The anthology, in addition to running original stories, also included writer Roy Thomas and penciler Don Heck's loose adaptation of Edgar Allan Poe's "The Masque of the Red Death" in issue #2 (Dec. 1969). Writer Denny O'Neil and Tom Palmer adapted the Poe story "The Tell-Tale Heart" in issue #3 (Feb. 1970). Thomas and EC Comics veteran Johnny Craig adapted H. P. Lovecraft's "The Music of Erich Zann" as "The Music From Beyond" in #5 (June 1970).

Industry legend Jack Kirby, in a rare instance of scripting for Marvel before leaving for rival DC Comics for a time in 1970, wrote and penciled "The Monster" in #4 (April 1970), and "And Fear Shall Follow" in #5 (June 1970), both inked by John Verpoorten. Kirby, inked by fellow Golden Age great Bill Everett, also drew the latter issue's cover. Everett himself wrote and inked (with penciler Dan Adkins) the story "Believe It...Or Not" in #8 (Dec. 1970).

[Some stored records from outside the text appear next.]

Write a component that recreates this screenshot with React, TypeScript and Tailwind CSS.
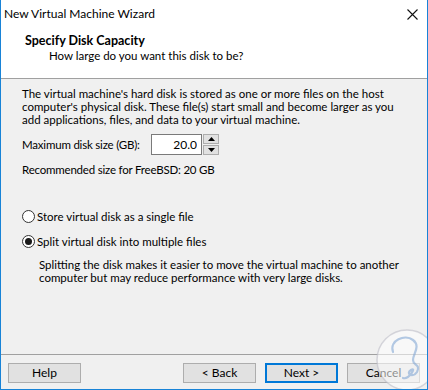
import React, { useState } from 'react';

const WizardButton: React.FC<{ label: string; primary?: boolean }> = ({ label, primary }) => (
    <button
        className={`w-[73px] h-[20px] flex items-center justify-center bg-[#e1e1e1] text-[12px] text-black leading-none ${primary ? 'border-2 border-[#0078d7]' : 'border border-[#adadad]'}`}
    >
        {label}
    </button>
);

const Radio: React.FC<{ checked: boolean; label: string; onClick: () => void }> = ({ checked, label, onClick }) => (
    <div className="flex items-center h-[15px] cursor-default" onClick={onClick}>
        <span className="w-[13px] h-[13px] rounded-full border border-[#333333] bg-white flex items-center justify-center mr-[2px]">
            {checked && <span className="w-[7px] h-[7px] rounded-full bg-[#1a1a1a]" />}
        </span>
        <span>{label}</span>
    </div>
);

const App: React.FC = () => {
    const [split, setSplit] = useState(true);
    const [size, setSize] = useState('20.0');

    const bump = (d: number) => setSize(s => (Math.max(0.1, parseFloat(s) + d)).toFixed(1));

    return (
        <div className="relative w-[428px] h-[390px] flex flex-col bg-[#f0f0f0] border-x border-b border-[#1883d7] text-[11.5px] text-black overflow-hidden" style={{ fontFamily: 'Lato, "Liberation Sans", sans-serif' }}>
            {/* title bar */}
            <div className="h-[27px] bg-white flex items-center justify-between pl-[3px] pr-[9px]">
                <span className="text-[12px]">New Virtual Machine Wizard</span>
                <svg width="11" height="11" viewBox="0 0 11 11" className="mt-[1px]">
                    <path d="M0.5 0.5 L10.5 10.5 M10.5 0.5 L0.5 10.5" stroke="#111" strokeWidth="1.1" />
                </svg>
            </div>

            {/* header */}
            <div className="h-[52px] bg-white border-b border-[#a0a0a0] pt-[6px] pl-[24px] leading-[15px]">
                <div className="font-bold text-[12.5px]">Specify Disk Capacity</div>
                <div className="pl-[24px]">How large do you want this disk to be?</div>
            </div>

            {/* body */}
            <div className="flex-1 flex flex-col px-[21px] pt-[8px] leading-[13px]">
                <p className="whitespace-nowrap">
                    The virtual machine's hard disk is stored as one or more files on the host<br />
                    computer's physical disk. These file(s) start small and become larger as you<br />
                    add applications, files, and data to your virtual machine.
                </p>

                <div className="flex items-center mt-[8px] h-[21px]">
                    <span className="w-[129px] tracking-[-0.2px]">Maximum disk size (GB):</span>
                    <input
                        value={size}
                        onChange={e => setSize(e.target.value)}
                        className="w-[51px] h-[21px] border border-[#7a7a7a] bg-white text-right pr-[4px] outline-none text-[12px]"
                    />
                    <div className="flex flex-col ml-[1px] h-[21px] justify-between">
                        <button onClick={() => bump(1)} className="w-[16px] h-[10px] bg-[#e1e1e1] border border-[#adadad] flex items-center justify-center">
                            <svg width="7" height="4" viewBox="0 0 7 4"><path d="M0 4 L3.5 0 L7 4 Z" fill="#000" /></svg>
                        </button>
                        <button onClick={() => bump(-1)} className="w-[16px] h-[10px] bg-[#e1e1e1] border border-[#adadad] flex items-center justify-center">
                            <svg width="7" height="4" viewBox="0 0 7 4"><path d="M0 0 L7 0 L3.5 4 Z" fill="#000" /></svg>
                        </button>
                    </div>
                </div>

                <div className="mt-[8px] tracking-[-0.2px]">Recommended size for FreeBSD: 20 GB</div>

                <div className="mt-[33px] flex flex-col gap-[10px]">
                    <Radio checked={!split} label="Store virtual disk as a single file" onClick={() => setSplit(false)} />
                    <Radio checked={split} label="Split virtual disk into multiple files" onClick={() => setSplit(true)} />
                </div>

                <p className="mt-[9px] pl-[17px] whitespace-nowrap">
                    Splitting the disk makes it easier to move the virtual machine to another<br />
                    computer but may reduce performance with very large disks.
                </p>
            </div>

            {/* footer */}
            <div className="h-[35px] border-t border-[#a0a0a0] flex items-start pt-[8px] px-[7px]">
                <WizardButton label="Help" />
                <div className="flex-1" />
                <div className="flex gap-[9px]">
                    <WizardButton label="< Back" />
                    <WizardButton label="Next >" primary />
                    <WizardButton label="Cancel" />
                </div>
            </div>

            {/* watermark */}
            <svg className="absolute left-[374px] top-[328px] pointer-events-none" width="64" height="64" viewBox="0 0 64 64">
                <circle cx="32" cy="32" r="30" fill="rgba(255,255,255,0.55)" stroke="rgba(190,190,200,0.6)" strokeWidth="1.5" />
                <path d="M18 24 C14 12 30 6 38 12 C46 18 38 26 38 32 C38 38 46 36 42 44 C38 50 30 46 36 42 C42 38 34 52 28 50"
                    fill="none" stroke="rgba(120,160,210,0.55)" strokeWidth="2.2" strokeLinecap="round" />
            </svg>
        </div>
    );
};

export default App;
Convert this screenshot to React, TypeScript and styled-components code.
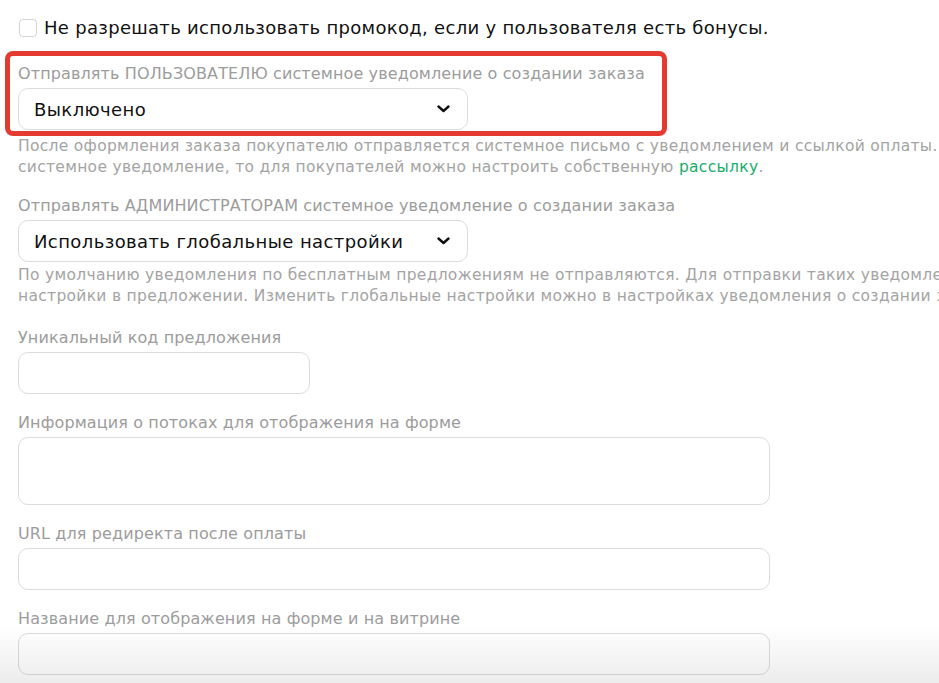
import React from "react";
import styled, { createGlobalStyle } from "styled-components";

const Global = createGlobalStyle`
  html, body {
    margin: 0;
    padding: 0;
    background: #ffffff;
    overflow: hidden;
  }
  body {
    font-family: "DejaVu Sans", "Open Sans", sans-serif;
    color: #111111;
  }
`;

const Page = styled.div`
  display: flex;
  flex-direction: column;
  align-items: flex-start;
  padding: 16px 0 0 18px;
  width: 1400px;
`;

const CheckRow = styled.label`
  display: flex;
  align-items: center;
  gap: 7px;
  padding-left: 1px;
  height: 24px;
  font-size: 18px;
  line-height: 24px;
  letter-spacing: 0.3px;
  color: #111111;
  white-space: nowrap;
`;

const CheckBox = styled.span`
  display: inline-block;
  width: 18px;
  height: 18px;
  box-sizing: border-box;
  border: 1px solid #d4d4d4;
  border-radius: 4px;
  background: #fff;
  flex: none;
`;

const Highlight = styled.div`
  position: relative;
  display: flex;
  flex-direction: column;
  margin-top: 23px;
  padding-bottom: 3px;

  &::after {
    content: "";
    position: absolute;
    top: -12px;
    left: -13px;
    width: 662px;
    bottom: -3px;
    box-sizing: border-box;
    border: 5px solid #e43b30;
    border-radius: 8px;
    pointer-events: none;
  }
`;

const Field = styled.div<{ $mt: number }>`
  display: flex;
  flex-direction: column;
  margin-top: ${(p) => p.$mt}px;
`;

const Label = styled.div`
  font-size: 16px;
  line-height: 22px;
  letter-spacing: 0.12px;
  color: #9c9c9c;
  margin-bottom: 3px;
  white-space: nowrap;
`;

const SelectBox = styled.div`
  display: flex;
  align-items: center;
  justify-content: space-between;
  box-sizing: border-box;
  width: 450px;
  height: 42px;
  padding: 0 17px 0 15px;
  border: 1px solid #dcdcdc;
  border-radius: 10px;
  background: #fff;
  font-size: 18px;
  letter-spacing: 0.4px;
  color: #111111;
  white-space: nowrap;
`;

const Input = styled.div<{ $w: number; $h?: number }>`
  box-sizing: border-box;
  width: ${(p) => p.$w}px;
  height: ${(p) => p.$h ?? 42}px;
  border: 1px solid #dcdcdc;
  border-radius: 10px;
  background: transparent;
`;

const Help = styled.div`
  margin-top: 3px;
  font-size: 15.5px;
  line-height: 21px;
  letter-spacing: 0.3px;
  color: #a4a4a4;
  white-space: nowrap;
`;

const Link = styled.a`
  color: #17ad68;
  text-decoration: none;
`;

const Fade = styled.div`
  position: fixed;
  left: 0;
  right: 0;
  bottom: 0;
  height: 56px;
  background: linear-gradient(to bottom, rgba(0, 0, 0, 0), rgba(0, 0, 0, 0.075));
  pointer-events: none;
`;

const Chevron = () => (
  <svg width="13" height="8" viewBox="0 0 13 8" fill="none">
    <polyline
      points="1.5,1.5 6.5,6 11.5,1.5"
      stroke="#111"
      strokeWidth="2.4"
      strokeLinecap="round"
      strokeLinejoin="round"
    />
  </svg>
);

export default function App() {
  return (
    <>
      <Global />
      <Page>
        <CheckRow>
          <CheckBox />
          Не разрешать использовать промокод, если у пользователя есть бонусы.
        </CheckRow>

        <Highlight>
          <Label>Отправлять ПОЛЬЗОВАТЕЛЮ системное уведомление о создании заказа</Label>
          <SelectBox>
            <span>Выключено</span>
            <Chevron />
          </SelectBox>
        </Highlight>
        <Help>
          <div>
            После оформления заказа покупателю отправляется системное письмо с уведомлением и ссылкой оплаты. Если отключить
          </div>
          <div>
            системное уведомление, то для покупателей можно настроить собственную <Link href="#">рассылку</Link>.
          </div>
        </Help>

        <Field $mt={17}>
          <Label>Отправлять АДМИНИСТРАТОРАМ системное уведомление о создании заказа</Label>
          <SelectBox>
            <span>Использовать глобальные настройки</span>
            <Chevron />
          </SelectBox>
          <Help>
            <div>
              По умолчанию уведомления по бесплатным предложениям не отправляются. Для отправки таких уведомлений измените
            </div>
            <div>
              настройки в предложении. Изменить глобальные настройки можно в настройках уведомления о создании заказа.
            </div>
          </Help>
        </Field>

        <Field $mt={20}>
          <Label>Уникальный код предложения</Label>
          <Input $w={292} />
        </Field>

        <Field $mt={18}>
          <Label>Информация о потоках для отображения на форме</Label>
          <Input $w={752} $h={68} />
        </Field>

        <Field $mt={18}>
          <Label>URL для редиректа после оплаты</Label>
          <Input $w={752} />
        </Field>

        <Field $mt={18}>
          <Label>Название для отображения на форме и на витрине</Label>
          <Input $w={752} />
        </Field>
      </Page>
      <Fade />
    </>
  );
}
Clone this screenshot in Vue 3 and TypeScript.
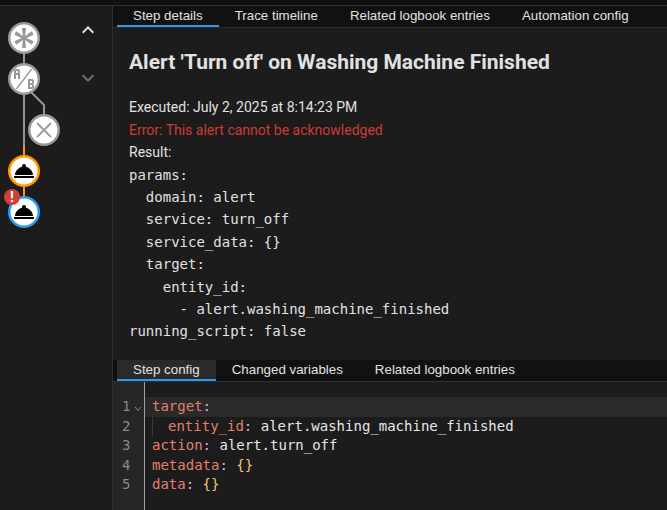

Designed to compete with DC Comics' successful horror titles such as House of Mystery and House of Secrets, the book, like its companion comic Tower of Shadows, sold poorly despite such notable talent. After its first few issues, the title began including reprints of pre-superhero Marvel monster stories and other SF/fantasy tales from Marvel's 1950's and early 60's predecessor, Atlas Comics. After the eighth issue, the title changed to Monsters on the Prowl, and the comic became almost exclusively a reprint book.